EDIT EDIT EDIT EDIT: Seriously, I think I found a bug. As soon as I stop dropping the school shoes in this location, I never see the school door set to anything when I type ‘pronouns’. I can drop other objects and they produce results as expected. If I drop the school shoes, suddenly ‘it’ is being set the school door.

EDIT EDIT EDIT EDIT EDIT: I don’t know why it would choose ‘it’ to be a thing that is not marked for listing and can’t even be referred to in this room, when there are things which are marked for listing and can be referred to which could be made ‘it’. So I don’t know if it’s ‘school’ related, but it certainly looks odd to me. I haven’t fixed it. All I can say is my hack makes it better (without the polling marked for listing items hack, it makes ‘it’ the school door immediately) but it doesn’t eliminate it.

-Wade

How about this?

After printing the name of a thing (called the item) while looking in the foyer: set pronouns from the item.

Seems like if you just force the “set pronouns from” to be tied to the printing the name activity it should get the pronouns set from the last thing whose name was printed.
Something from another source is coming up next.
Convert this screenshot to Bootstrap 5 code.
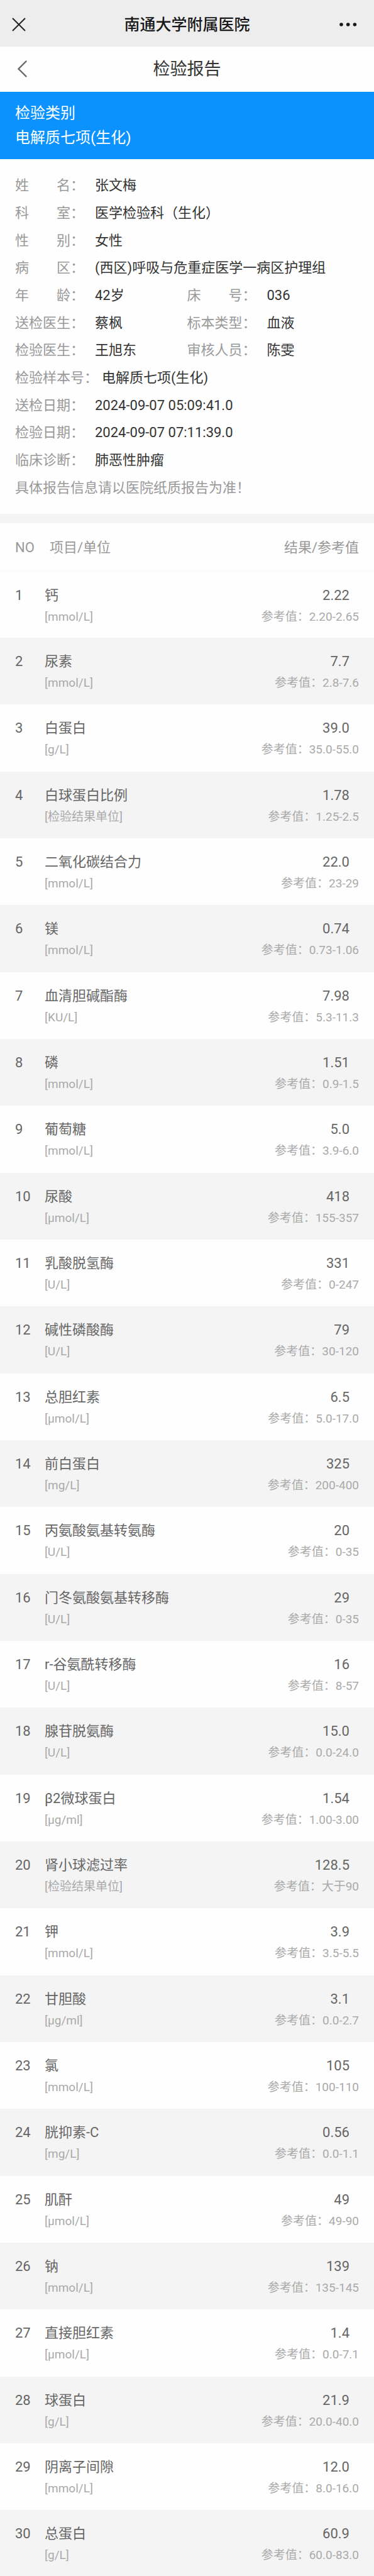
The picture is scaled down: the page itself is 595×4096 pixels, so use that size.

By the way, the built-in (to 6G60) extension Complex Listing by Emily Short is designed to let you give a special order to lists like the list of things in a room, so it seems like it might be up your alley for this. One example description is “A common descriptive strategy in listing numerous objects is to save the most astonishing or interesting items for last. In this example, we arrange it so that the most peculiar items in a room are always included at the end of the list, no matter in what order they have been taken or dropped.” I don’t know what effect it might have on your bug.

Maybe you could try changing “school door” to “school-door” (with printed name and understand rules for “school door”) to completely rule out whether it’s a name bug or not.

Thanks matt and buster for your suggestions.

matt, your schtick worked! I can drop school shoes in this room and the school door doesn’t reappear. And it’s correctly choosing the last object. Whew.